After facing a 2-0 early advantage in the first period, Quinnipiac rallied and tied the score with a late first-period goal from Sam Anas and a quick second-period goal from Travis St. Denis. The game remained tied until Warriors sophomore Ben Bahe’s breakaway goal just 2:33 into the third period gave Merrimack the lead for good.

“It was a better effort, a more consistent effort,” said Merrimack coach Mark Dennehy, who was less than pleased, understandably, with Friday night’s outcome. “We weren’t easy to play against. When they made a play, we answered. I didn’t think we did that last night.”

Answering was an understatement. During three of the Bobcats’ power plays, Merrimack managed to draw a penalty from their opponents, negating the advantage. Then, there were shots.

Quinnipiac allows just 18.8 shots per game, and leads the nation with only 1.77 goals against, but Merrimack came out firing, ending the first period with 15 shots on sophomore goaltender Michael Garteig and a 2-1 lead.

“You’ve got to be ready to shoot the puck, because they take away lanes in a hurry,” Dennehy added. “I thought we were way more prepared. I don’t know that we did anything differently. We emphasized it again but it didn’t work last night. It was just a matter of being ready.”

As prepared as Merrimack was, Quinnipiac coach Rand Pecknold felt his team wasn’t prepared at all.

“I was really disappointed with our effort tonight,” he said. “Poor game prep in the first period, really poor execution across the board. Lack of coachability would be the good phrase, and then throughout the game a lot of selfishness.

“Probably the worst part of the game was when we went down 4-2 [in the third] and we panicked. We need to believe we can come back.”

Bobcats captain Cory Hibbeler lamented the feeling as well.

“We came out slow again, we’ve been struggling to get going in the first period. We dug ourselves a hole, got ourselves back out of it … we started to panic a little bit, took some stupid penalties. There’s a bunch of things we did wrong tonight.”

Just over two minutes into the game, Quinnipiac freshman Tommy Schutt gave the Warriors the first power play of the night following a cross-check. Brian Christie shoveled in his third goal of the season after senior Jordan Heywood’s one-timer — which at first glance appeared to be a goal itself — clanked off the right post and fell loosely in the crease. Senior Brendan Ellis picked up the secondary assist on the play.

Midway through the period, Bobcats goaltender Michael Garteig’s rebound troubles continued, leading to a pretty wrister from Warriors junior Justin Mansfield. It was only fitting for Mansfield to score the goal. Playing his first game as a forward, Mansfield chased down a would-be icing behind Garteig’s net. Junior Connor Toomey raced down the ice after him, where Mansfield fed a pretty pass to Toomey, who just missed the puck and a goal of his own. Several rebounds later, Mansfield took a pass at the bottom of the right circle and flicked the puck past Garteig for a 2-0 advantage.

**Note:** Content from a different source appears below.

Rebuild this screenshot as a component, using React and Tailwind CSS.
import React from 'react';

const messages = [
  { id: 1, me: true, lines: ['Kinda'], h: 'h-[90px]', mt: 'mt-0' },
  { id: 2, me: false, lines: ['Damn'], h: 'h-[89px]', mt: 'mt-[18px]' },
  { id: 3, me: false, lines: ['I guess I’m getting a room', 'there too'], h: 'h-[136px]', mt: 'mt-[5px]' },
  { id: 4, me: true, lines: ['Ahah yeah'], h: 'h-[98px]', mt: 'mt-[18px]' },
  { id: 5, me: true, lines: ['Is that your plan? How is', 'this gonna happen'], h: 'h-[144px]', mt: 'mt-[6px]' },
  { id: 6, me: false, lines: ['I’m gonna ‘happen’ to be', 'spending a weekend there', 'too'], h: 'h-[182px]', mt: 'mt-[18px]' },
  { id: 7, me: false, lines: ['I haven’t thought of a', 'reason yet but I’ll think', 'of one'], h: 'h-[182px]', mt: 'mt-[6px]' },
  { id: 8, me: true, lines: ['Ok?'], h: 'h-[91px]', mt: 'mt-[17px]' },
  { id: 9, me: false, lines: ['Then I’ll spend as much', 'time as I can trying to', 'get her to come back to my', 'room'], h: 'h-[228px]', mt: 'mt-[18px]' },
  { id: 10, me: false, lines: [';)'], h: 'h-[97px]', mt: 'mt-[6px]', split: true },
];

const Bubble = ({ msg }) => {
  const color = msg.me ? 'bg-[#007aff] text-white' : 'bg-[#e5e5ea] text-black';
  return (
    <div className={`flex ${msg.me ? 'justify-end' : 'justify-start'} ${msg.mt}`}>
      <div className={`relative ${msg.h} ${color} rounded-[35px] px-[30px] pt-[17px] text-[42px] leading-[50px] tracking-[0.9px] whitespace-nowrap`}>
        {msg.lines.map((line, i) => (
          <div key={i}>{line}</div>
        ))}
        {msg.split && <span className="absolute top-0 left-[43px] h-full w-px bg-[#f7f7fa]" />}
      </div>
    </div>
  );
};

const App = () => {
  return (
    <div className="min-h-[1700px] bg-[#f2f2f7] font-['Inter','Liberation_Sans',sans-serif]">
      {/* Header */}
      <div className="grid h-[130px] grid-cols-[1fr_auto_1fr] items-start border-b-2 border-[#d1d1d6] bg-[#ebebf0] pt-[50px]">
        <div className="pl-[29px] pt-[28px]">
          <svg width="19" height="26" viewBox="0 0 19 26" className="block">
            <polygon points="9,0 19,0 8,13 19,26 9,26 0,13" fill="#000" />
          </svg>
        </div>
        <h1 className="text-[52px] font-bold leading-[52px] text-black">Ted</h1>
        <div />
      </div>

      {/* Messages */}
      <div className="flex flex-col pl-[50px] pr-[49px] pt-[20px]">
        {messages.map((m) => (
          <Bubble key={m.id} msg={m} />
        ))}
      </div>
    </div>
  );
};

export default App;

With just 38 seconds left in the opening frame, Quinnipiac’s Sam Anas found a loose puck in the middle of a scrum and shoved it past Tirronen to cut the Merrimack lead in half just before the end of the period. Just 1:45 into the second period, sophomore Travis St. Denis knotted the score at two.

“Obviously we responded really well,” said Christie, who finished with a team-high three points (2-1-3). “I think everyone just stuck with the game plan and kept working hard and it worked out.”

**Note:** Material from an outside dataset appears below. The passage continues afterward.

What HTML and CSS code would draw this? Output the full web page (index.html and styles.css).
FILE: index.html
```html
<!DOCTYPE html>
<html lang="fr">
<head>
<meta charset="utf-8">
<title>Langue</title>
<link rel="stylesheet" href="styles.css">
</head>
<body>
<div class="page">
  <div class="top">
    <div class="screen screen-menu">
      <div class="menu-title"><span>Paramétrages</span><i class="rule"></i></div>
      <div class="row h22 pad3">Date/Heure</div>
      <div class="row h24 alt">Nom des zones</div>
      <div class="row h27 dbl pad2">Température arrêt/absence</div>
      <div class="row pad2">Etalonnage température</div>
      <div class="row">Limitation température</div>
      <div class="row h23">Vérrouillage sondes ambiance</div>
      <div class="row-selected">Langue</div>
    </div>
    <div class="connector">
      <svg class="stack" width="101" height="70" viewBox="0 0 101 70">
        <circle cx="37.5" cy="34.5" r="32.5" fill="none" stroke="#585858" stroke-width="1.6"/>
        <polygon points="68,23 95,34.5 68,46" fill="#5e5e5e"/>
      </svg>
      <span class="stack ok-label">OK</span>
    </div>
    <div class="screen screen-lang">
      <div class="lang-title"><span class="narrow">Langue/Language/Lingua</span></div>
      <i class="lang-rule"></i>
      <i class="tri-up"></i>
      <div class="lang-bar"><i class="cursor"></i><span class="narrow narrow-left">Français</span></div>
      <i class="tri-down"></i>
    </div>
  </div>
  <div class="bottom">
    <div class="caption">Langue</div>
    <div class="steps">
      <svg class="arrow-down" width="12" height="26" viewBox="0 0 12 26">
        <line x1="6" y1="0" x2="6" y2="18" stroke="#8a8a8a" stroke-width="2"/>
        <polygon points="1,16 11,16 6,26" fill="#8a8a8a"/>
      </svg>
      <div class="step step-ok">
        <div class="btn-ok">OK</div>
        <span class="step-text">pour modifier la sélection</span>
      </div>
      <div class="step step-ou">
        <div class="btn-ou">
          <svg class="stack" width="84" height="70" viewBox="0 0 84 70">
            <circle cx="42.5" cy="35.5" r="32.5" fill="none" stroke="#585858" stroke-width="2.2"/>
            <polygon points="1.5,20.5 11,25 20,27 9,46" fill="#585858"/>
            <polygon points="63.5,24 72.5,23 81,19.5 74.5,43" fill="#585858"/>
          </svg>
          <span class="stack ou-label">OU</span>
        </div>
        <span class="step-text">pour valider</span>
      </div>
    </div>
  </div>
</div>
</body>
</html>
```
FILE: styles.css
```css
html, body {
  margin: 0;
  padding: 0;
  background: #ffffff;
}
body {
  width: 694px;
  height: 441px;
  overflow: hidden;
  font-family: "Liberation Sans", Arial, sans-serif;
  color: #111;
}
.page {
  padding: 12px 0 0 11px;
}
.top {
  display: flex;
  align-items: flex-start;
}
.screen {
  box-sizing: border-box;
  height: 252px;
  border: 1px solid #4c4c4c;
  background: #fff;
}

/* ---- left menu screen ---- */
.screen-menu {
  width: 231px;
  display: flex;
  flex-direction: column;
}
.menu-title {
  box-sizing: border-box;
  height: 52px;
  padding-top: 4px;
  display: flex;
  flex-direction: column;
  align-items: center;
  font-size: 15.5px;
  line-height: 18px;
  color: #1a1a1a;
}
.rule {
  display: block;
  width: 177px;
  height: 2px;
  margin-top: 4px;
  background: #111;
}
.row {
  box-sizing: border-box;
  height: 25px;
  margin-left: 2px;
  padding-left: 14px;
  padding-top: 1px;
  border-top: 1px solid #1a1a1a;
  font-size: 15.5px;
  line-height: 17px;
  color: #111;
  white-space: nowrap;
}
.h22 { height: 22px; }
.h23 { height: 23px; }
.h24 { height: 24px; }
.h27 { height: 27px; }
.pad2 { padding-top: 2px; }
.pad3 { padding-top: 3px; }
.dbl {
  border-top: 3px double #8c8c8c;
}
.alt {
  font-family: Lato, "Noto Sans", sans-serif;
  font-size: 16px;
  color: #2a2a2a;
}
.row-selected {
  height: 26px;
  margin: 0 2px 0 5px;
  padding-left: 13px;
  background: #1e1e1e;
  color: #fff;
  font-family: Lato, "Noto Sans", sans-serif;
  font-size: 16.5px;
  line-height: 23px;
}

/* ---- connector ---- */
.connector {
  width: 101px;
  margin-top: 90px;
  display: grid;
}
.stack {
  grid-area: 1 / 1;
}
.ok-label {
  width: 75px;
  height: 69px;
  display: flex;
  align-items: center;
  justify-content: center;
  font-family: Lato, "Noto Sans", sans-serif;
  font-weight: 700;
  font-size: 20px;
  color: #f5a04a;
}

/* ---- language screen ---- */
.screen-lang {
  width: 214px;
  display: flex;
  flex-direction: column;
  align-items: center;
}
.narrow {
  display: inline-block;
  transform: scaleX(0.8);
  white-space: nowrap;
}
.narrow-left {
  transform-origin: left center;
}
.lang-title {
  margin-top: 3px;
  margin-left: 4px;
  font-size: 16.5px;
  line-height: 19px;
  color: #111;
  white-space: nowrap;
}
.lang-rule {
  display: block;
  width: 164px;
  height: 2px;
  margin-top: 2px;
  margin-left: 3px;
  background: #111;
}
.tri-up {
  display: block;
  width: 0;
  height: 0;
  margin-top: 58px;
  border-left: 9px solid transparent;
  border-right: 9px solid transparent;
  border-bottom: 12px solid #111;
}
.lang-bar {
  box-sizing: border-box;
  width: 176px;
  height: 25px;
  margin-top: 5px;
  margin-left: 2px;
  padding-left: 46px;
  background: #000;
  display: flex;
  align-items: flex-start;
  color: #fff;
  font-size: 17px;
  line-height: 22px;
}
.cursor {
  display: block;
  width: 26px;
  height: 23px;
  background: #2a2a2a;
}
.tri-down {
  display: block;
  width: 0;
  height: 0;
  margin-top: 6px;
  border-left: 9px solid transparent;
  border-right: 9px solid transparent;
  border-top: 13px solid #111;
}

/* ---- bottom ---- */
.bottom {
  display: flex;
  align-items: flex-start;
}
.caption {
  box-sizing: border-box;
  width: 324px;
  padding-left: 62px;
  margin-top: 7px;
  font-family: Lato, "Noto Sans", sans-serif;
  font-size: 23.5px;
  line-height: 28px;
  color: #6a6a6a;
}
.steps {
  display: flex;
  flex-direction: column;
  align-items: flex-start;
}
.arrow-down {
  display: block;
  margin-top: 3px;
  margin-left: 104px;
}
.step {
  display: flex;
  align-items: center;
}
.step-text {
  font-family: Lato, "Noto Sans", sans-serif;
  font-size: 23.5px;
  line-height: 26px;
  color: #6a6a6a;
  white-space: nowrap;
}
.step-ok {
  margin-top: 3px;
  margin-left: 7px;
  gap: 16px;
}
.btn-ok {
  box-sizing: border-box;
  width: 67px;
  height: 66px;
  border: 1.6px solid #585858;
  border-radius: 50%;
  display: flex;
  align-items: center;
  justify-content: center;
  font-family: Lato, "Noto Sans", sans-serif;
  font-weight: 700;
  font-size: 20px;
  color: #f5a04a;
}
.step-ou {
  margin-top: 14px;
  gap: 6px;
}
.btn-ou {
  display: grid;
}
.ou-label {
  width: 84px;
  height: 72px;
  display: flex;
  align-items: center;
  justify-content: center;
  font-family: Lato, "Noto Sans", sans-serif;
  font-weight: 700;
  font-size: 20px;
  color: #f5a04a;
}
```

After Bahe gave Merrimack the lead, Christie broke free for an odd-man rush of his own, firing almost the exact same shot past Garteig. When senior Mike Collins added a power-play score to open up a 5-2 advantage with 11:11 to play, Pecknold pulled Garteig.

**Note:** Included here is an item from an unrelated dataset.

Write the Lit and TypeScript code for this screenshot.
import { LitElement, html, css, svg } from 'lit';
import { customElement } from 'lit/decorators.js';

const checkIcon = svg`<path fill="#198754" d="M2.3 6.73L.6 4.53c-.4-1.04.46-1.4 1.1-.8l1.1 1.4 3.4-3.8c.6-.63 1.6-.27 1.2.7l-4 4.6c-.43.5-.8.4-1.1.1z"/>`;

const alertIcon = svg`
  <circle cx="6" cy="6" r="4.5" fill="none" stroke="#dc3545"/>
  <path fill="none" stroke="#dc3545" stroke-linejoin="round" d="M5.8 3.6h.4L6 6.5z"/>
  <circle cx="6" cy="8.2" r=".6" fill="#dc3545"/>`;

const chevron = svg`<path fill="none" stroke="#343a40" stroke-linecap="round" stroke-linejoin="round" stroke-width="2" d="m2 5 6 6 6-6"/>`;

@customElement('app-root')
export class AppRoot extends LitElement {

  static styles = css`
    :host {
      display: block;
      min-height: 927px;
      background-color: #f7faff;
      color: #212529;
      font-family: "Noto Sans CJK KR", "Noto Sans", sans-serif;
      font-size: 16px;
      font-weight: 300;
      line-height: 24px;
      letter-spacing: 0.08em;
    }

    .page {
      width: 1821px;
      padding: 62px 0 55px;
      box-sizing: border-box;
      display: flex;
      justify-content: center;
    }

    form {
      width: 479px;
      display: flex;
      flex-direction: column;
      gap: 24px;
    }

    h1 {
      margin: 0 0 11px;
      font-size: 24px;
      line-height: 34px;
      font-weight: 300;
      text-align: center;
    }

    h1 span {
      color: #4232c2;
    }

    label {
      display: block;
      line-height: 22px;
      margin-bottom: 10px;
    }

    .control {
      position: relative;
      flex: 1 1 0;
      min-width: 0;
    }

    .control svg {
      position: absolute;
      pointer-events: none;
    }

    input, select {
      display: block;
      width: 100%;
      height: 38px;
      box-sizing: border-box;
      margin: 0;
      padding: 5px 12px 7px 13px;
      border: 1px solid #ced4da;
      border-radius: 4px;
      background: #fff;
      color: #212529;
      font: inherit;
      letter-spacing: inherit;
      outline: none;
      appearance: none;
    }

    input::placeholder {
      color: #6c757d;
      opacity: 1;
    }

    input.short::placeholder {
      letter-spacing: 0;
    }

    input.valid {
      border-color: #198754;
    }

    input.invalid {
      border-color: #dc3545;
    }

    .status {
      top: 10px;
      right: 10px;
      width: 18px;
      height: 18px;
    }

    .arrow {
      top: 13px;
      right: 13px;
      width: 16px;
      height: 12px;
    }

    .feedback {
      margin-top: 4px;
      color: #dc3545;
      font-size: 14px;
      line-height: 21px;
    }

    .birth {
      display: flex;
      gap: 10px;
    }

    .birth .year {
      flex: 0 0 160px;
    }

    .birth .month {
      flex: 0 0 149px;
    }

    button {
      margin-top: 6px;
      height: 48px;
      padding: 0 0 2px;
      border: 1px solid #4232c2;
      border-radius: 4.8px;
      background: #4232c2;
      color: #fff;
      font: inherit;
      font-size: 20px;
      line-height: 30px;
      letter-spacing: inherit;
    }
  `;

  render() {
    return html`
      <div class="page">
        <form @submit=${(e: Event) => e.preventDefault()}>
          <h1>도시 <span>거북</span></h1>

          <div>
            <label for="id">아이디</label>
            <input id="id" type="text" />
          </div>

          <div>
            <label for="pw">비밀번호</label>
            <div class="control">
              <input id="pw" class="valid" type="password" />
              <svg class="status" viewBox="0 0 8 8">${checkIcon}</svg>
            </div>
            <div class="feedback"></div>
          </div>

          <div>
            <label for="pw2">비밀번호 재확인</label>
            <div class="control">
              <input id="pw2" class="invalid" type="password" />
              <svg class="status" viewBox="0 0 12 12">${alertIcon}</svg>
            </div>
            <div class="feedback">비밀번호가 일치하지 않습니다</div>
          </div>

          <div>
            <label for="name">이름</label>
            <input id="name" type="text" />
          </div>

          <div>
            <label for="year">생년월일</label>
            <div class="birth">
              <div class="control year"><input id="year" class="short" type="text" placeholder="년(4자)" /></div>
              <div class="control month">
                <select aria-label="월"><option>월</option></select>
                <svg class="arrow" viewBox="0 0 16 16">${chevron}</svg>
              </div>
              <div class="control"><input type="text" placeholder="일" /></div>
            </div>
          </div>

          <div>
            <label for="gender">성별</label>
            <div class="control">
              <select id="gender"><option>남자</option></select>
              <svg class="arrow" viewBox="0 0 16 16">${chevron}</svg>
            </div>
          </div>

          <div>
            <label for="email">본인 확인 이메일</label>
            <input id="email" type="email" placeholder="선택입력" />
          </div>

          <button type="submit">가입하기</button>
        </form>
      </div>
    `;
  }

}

“He was struggling from the moment we dropped the puck,” Pecknold said of his sophomore netminder. “He struggled the whole night, and he’s played every game for us so we figured we’d get the other kid [Jacob Meyers] in there.”

Quinnipiac added a power-play score with Meyers pulled late in the third to pull within two goals at 5-3, but a Dan Kolomatis ice-length empty-net goal with 26 seconds left sealed the win for Merrimack, which has now earned points against top 12 teams in three straight weekends.

“We want to win, so you need to turn the page to some extent [after a 6-1 loss Friday], you can’t harbor it,” Dennehy finished. “Both teams are undefeated coming into today. Neither team had won or lost a game on the 18th of January, 2014. So you take what you need to take from last night and move on. It was a step forward tonight.”